I don’t love any of the one hour show very much, they don’t allow enough time to get meaty and don’t allow for the robust panel discussions. So cutting back on the only Black helmed Sunday news program by dividing Jonathan Capehart’s segment into two one-hour shows was dismaying and a blow to representation.

But most importantly, firing a Black woman and creating room for a cishet white woman, Jen Psaki, is just reprehensible. I get that Psaki is well-connected and a good journalist. But it is not okay to me that we have no Black women in any of these hours previously dominated by Harris-Perry and Reid. It is objectionable on moral and ethical grounds, but it is also just a lackluster move. It is balderdash!

The decision to fire Tiffany Cross warrants its own post, but I was outraged. So I stopped watching on Saturday mornings and just stuck with The Sunday Show with Jonathan Capehart. The dearth of Black women anchoring news programming is deplorable. And I feel it, this white cisgender lesbian feels that absence of Cross and her guests, the diminishing of Jonathan Capehart’s voice, and the pivot from panel discussions to straight news programming.

MSNBC diminished itself and I eventually just stopped watching entirely. We slid back to watching local news until 7 PM and then the CBS national news until 7:30 PM. Then we no longer flipped to MSNBC. We turned off the tv and did other things.

While that was more of a gradual slide based on lack of engagement, it became an entirely new routine, one that had a negative impact on me. I felt less informed, less aware, and less invested. While I still followed the amazing guests on Twitter and in their main platforms, Twitter’s own changes were destroying that dynamic as well.

Coupled with our decision to cancel our subscription to the Pittsburgh Post-Gazette to support the striking workers and the erratic delivery of our Sunday New York Times (plus, the expense!), I realized I had inadvertenly become much more limited in my scope of news sources.

Today, I suggested to my wife that we make a concerted effort to watch Velshi on the weekends and The Reid Out on weekday evenings. She agreed. So that’s the plan and Velshi is on right now while I type.

But … MSNBC is still diminished in my perspective. Frankly, I want my weekend shows back and I want the station to elevate Black women’s voices. Maybe I’m being unfair to Jen Psaki, but I don’t think she should have agreed to this at all. She certainly had a vast array of options in her position of power and influence. Not that she could prevent MSNBC from just adding another cishet white woman, but she could be more of someone who walks the walk. Right?

Let me be clear – MSNBC does have Black women hosting shows, most notably Reid and Symone Sanders. But Sanders is from the White House, too. And honestly, I don’t typically watch tv on weekend afternoons or early evenings unless, I’m waiting for the local news.

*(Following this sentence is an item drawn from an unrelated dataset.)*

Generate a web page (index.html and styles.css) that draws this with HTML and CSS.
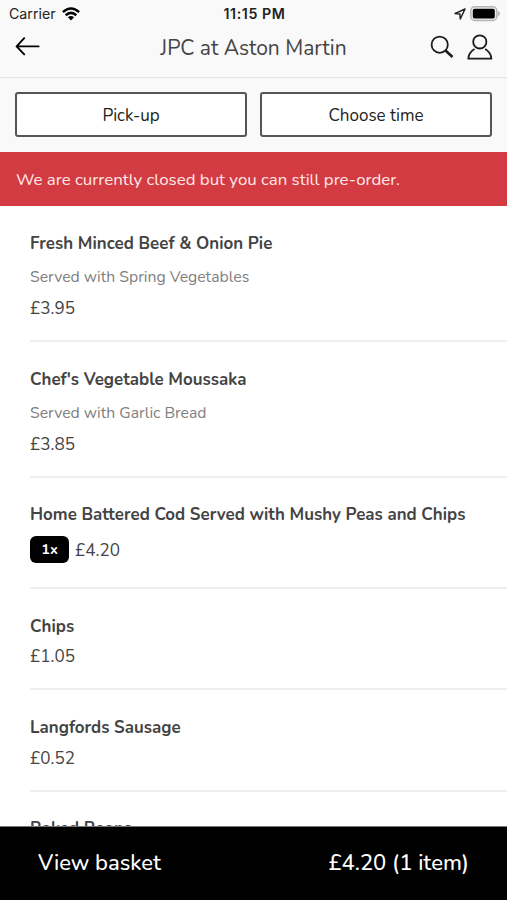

Media is shrinking and that’s a serious problem. Living in a city with a months long strike that eliminates the daily paper as an option for news is plain awful. The limited local news programming on our public radio station is disheartening. The holding company for that daily paper recently purchased our remaining alt-weekly.

I hope our experiment will jolt us out of the stupor and back into being engaged media consumers. I should add the caveat that my wife objects to being lumped into the category of “stupor” because she reads vast amounts of online news sources every single day. Fair enough.

So at the same time as I’m trying to reconnect with MSNBC, I’m going to also dedicate myself to diving deeply into BIPOC journalists and outlets. That’s on me. I clearly cannot rely on MSNBC or any corporate owned media outlet to deliver representative, informed media.